____ GIVEN DATA
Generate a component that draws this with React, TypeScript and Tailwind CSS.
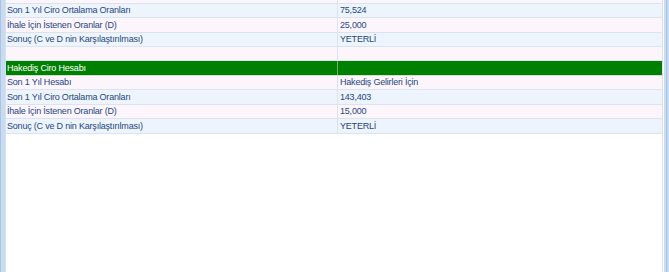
import React from "react";

type Row = { a: string; b: string; h: number; bg: string; green?: boolean };

const BLUE = "bg-[#eef4fc]";
const PINK = "bg-[#fcf5fc]";

const rows: Row[] = [
  { a: "", b: "", h: 15, bg: PINK },
  { a: "Son 1 Yıl Ciro Ortalama Oranları", b: "75,524", h: 14, bg: BLUE },
  { a: "İhale İçin İstenen Oranlar (D)", b: "25,000", h: 15, bg: PINK },
  { a: "Sonuç (C ve D nin Karşılaştırılması)", b: "YETERLİ", h: 14, bg: BLUE },
  { a: "", b: "", h: 14, bg: PINK },
  { a: "Hakediş Ciro Hesabı", b: "", h: 15, bg: "bg-[#008000]", green: true },
  { a: "Son 1 Yıl Hesabı", b: "Hakediş Gelirleri İçin", h: 14, bg: PINK },
  { a: "Son 1 Yıl Ciro Ortalama Oranları", b: "143,403", h: 15, bg: BLUE },
  { a: "İhale İçin İstenen Oranlar (D)", b: "15,000", h: 14, bg: PINK },
  { a: "Sonuç (C ve D nin Karşılaştırılması)", b: "YETERLİ", h: 15, bg: BLUE },
];

export default function App() {
  return (
    <div
      className="w-[669px] h-[272px] bg-white flex overflow-hidden"
      style={{ fontFamily: '"Liberation Sans", Arial, sans-serif' }}
    >
      <div className="w-[5px] flex shrink-0">
        <div className="w-[1px] bg-[#a9c3e6]" />
        <div className="w-[4px] bg-[#c9dbf1]" />
      </div>
      <div className="flex-1 border-l border-r border-[#d6e1f0] overflow-hidden">
        <div className="-mt-[11px] flex flex-col">
          {rows.map((r, i) => (
            <div
              key={i}
              className={`flex border-b ${r.green ? "border-[#cfe0cf]" : "border-[#d9e3f1]"} ${r.bg}`}
              style={{ height: r.h }}
            >
              <div
                className={`w-[332px] shrink-0 border-r ${r.green ? "border-[#6fae6f] text-white" : "border-[#d9e3f1] text-[#25477f]"} pl-[1px] flex items-center pt-[1px] text-[9px] tracking-[-0.2px] whitespace-nowrap`}
              >
                {r.a}
              </div>
              <div
                className={`flex-1 pl-[2px] flex items-center pt-[1px] text-[9px] tracking-[-0.2px] whitespace-nowrap ${r.green ? "text-white" : "text-[#25477f]"}`}
              >
                {r.b}
              </div>
            </div>
          ))}
        </div>
      </div>
      <div className="w-[6px] flex shrink-0">
        <div className="w-[1px] bg-white" />
        <div className="w-[2px] bg-[#c9dbf1]" />
        <div className="w-[1px] bg-[#a9c3e6]" />
        <div className="w-[2px] bg-[#c9dbf1]" />
      </div>
    </div>
  );
}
________
• WHAT IS REQUIRED
Leave out the pictures and give the listing above again exactly.

• SOLUTION FOR THIS EXERCISE
Generate a component that draws this with React, TypeScript and Tailwind CSS.
import React from "react";

type Row = { a: string; b: string; h: number; bg: string; green?: boolean };

const BLUE = "bg-[#eef4fc]";
const PINK = "bg-[#fcf5fc]";

const rows: Row[] = [
  { a: "", b: "", h: 15, bg: PINK },
  { a: "Son 1 Yıl Ciro Ortalama Oranları", b: "75,524", h: 14, bg: BLUE },
  { a: "İhale İçin İstenen Oranlar (D)", b: "25,000", h: 15, bg: PINK },
  { a: "Sonuç (C ve D nin Karşılaştırılması)", b: "YETERLİ", h: 14, bg: BLUE },
  { a: "", b: "", h: 14, bg: PINK },
  { a: "Hakediş Ciro Hesabı", b: "", h: 15, bg: "bg-[#008000]", green: true },
  { a: "Son 1 Yıl Hesabı", b: "Hakediş Gelirleri İçin", h: 14, bg: PINK },
  { a: "Son 1 Yıl Ciro Ortalama Oranları", b: "143,403", h: 15, bg: BLUE },
  { a: "İhale İçin İstenen Oranlar (D)", b: "15,000", h: 14, bg: PINK },
  { a: "Sonuç (C ve D nin Karşılaştırılması)", b: "YETERLİ", h: 15, bg: BLUE },
];

export default function App() {
  return (
    <div
      className="w-[669px] h-[272px] bg-white flex overflow-hidden"
      style={{ fontFamily: '"Liberation Sans", Arial, sans-serif' }}
    >
      <div className="w-[5px] flex shrink-0">
        <div className="w-[1px] bg-[#a9c3e6]" />
        <div className="w-[4px] bg-[#c9dbf1]" />
      </div>
      <div className="flex-1 border-l border-r border-[#d6e1f0] overflow-hidden">
        <div className="-mt-[11px] flex flex-col">
          {rows.map((r, i) => (
            <div
              key={i}
              className={`flex border-b ${r.green ? "border-[#cfe0cf]" : "border-[#d9e3f1]"} ${r.bg}`}
              style={{ height: r.h }}
            >
              <div
                className={`w-[332px] shrink-0 border-r ${r.green ? "border-[#6fae6f] text-white" : "border-[#d9e3f1] text-[#25477f]"} pl-[1px] flex items-center pt-[1px] text-[9px] tracking-[-0.2px] whitespace-nowrap`}
              >
                {r.a}
              </div>
              <div
                className={`flex-1 pl-[2px] flex items-center pt-[1px] text-[9px] tracking-[-0.2px] whitespace-nowrap ${r.green ? "text-white" : "text-[#25477f]"}`}
              >
                {r.b}
              </div>
            </div>
          ))}
        </div>
      </div>
      <div className="w-[6px] flex shrink-0">
        <div className="w-[1px] bg-white" />
        <div className="w-[2px] bg-[#c9dbf1]" />
        <div className="w-[1px] bg-[#a9c3e6]" />
        <div className="w-[2px] bg-[#c9dbf1]" />
      </div>
    </div>
  );
}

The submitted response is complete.